FACTS: Also ist die SVP an der Verluderung schuld?

Kohler: Ich halte es für falsch, allein der SVP die Schuld dafür zu geben. Wir sollten nicht wehleidig sein. Wir stecken in einem sozialen Wandel, der allgemein Verschärfungen im Stil der Auseinandersetzung mit sich bringt. Die SVP wurde immer wieder in Stil-Diskussionen verwickelt, um von den Inhalten ihrer Politik abzulenken. Ich nehme der SVP jedoch sehr übel, dass sie sich nie gegen Rechtsextremisten abgegrenzt hat und in den eigenen Reihen zu wenig dafür sorgt, dass die Spielregeln des demokratischen Miteinanders verteidigt werden. Wer die Demokratie verteidigen will, wer sich wie Blocher als Liberaler sieht, muss zuerst einmal Andersdenkende und ihr Recht anerkennen. Die SVP, die mit der modernen Massenkultur am besten zu spielen versteht, hat hier eine besondere Verantwortung. mos

Georg Kohler, 62

Der Hochschullehrer ist seit 1994 an der Universität Zürich ordentlicher Professor für Philosophie mit Schwerpunkt politische Philosophie. Er ist verheiratet und lebt in Zürich.

Wahlbarometer

Blocher ist nur für 38 Prozent wählbar

Der härtere Ton in der Politik rührt auch daher, dass die Figuren im Bundesrat die Wählerinnen und Wähler polarisieren. Das zeigt sich in Umfrageergebnissen.

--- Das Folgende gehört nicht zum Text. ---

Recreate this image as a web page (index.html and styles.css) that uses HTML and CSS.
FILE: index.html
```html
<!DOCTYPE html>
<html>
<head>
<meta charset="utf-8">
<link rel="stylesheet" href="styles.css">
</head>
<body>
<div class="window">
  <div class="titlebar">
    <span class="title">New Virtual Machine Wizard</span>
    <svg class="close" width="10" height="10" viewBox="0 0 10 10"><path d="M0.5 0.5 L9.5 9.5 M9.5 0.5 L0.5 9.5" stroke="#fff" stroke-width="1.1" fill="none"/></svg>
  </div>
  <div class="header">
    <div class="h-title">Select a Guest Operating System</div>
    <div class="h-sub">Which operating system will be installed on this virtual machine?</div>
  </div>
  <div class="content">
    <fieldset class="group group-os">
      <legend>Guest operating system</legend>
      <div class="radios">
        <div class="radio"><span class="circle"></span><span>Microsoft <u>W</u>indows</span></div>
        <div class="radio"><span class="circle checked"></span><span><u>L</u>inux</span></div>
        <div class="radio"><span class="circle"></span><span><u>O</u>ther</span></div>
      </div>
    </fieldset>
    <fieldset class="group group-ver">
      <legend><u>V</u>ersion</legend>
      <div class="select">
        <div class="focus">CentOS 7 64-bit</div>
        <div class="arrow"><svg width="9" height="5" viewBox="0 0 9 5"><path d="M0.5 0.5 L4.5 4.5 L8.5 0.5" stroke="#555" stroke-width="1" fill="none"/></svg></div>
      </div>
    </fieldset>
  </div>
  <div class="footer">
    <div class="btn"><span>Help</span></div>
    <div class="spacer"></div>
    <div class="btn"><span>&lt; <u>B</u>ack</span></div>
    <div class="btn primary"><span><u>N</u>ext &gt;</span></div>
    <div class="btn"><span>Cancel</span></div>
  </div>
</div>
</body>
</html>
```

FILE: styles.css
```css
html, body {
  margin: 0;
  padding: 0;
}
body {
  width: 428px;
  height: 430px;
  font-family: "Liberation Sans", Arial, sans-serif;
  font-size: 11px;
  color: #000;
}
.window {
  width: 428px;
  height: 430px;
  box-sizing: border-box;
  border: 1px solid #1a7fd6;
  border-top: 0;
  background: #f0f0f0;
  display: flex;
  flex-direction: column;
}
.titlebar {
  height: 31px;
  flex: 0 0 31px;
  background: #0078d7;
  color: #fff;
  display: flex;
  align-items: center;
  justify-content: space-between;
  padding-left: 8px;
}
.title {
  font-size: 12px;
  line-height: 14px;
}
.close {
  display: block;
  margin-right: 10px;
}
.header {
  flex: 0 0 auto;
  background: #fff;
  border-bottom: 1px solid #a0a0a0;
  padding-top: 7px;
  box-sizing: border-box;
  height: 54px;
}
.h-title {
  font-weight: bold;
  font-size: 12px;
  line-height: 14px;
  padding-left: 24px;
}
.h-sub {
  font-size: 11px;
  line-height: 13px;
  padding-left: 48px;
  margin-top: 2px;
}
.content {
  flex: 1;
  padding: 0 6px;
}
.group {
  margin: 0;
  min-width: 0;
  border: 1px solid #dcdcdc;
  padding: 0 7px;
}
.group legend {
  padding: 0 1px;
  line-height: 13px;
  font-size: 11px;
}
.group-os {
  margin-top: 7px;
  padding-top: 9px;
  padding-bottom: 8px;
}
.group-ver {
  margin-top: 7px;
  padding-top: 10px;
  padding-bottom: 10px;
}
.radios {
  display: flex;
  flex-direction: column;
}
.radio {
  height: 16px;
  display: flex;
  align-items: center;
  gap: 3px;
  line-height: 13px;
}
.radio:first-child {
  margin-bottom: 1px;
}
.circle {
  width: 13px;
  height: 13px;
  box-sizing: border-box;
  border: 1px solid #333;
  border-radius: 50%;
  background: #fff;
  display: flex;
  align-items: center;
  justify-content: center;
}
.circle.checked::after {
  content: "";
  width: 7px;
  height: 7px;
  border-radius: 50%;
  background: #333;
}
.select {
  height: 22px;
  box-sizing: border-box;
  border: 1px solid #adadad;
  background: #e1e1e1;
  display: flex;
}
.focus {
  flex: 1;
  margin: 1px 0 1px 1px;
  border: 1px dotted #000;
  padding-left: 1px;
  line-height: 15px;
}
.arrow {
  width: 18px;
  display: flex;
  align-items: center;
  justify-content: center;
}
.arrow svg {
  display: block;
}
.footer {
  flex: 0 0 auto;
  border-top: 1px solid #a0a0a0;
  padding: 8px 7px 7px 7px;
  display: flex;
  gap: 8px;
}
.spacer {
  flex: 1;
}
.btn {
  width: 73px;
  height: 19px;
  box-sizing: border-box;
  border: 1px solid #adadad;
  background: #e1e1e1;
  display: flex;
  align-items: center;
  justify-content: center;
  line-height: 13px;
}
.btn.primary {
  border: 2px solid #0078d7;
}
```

Das Meinungsforschungsinstitut Isopublic wollte wissen, welches Image die sieben Bundesrätinnen und Bundesräte im Volk haben, und befragte dazu über 500 Wählerinnen und Wähler. Zusätzlich stellte Isopublic letzte Woche im Auftrag von FACTS die Sonntagsfrage: 502 Befragte gaben an, welchen Bundesrat sie bei einer Volkswahl wählen würden. Einerseits fördern die Resultate interessante Unterschiede in der Image-Wahrnehmung zu Tage, anderseits spiegeln sie die Polarisierung in der Polit-Landschaft, die laut Beobachtern wie Ex-Vizekanzler Achille Casanova für das rauere Klima verantwortlich ist. So wird Bundesrat Blocher eine markante Persönlichkeit, hohe Durchsetzungsfähigkeit und aussergewöhnliches Durchstehvermögen attestiert, aber nur 38 Prozent würden ihn bei einer Volkswahl wählen. Wenig Sorgen um ihr Image braucht sich Micheline Calmy-Rey zu machen. Am besten abschneiden bei einer Volkswahl würde Doris Leuthard und am schlechtesten Pascal Couchepin.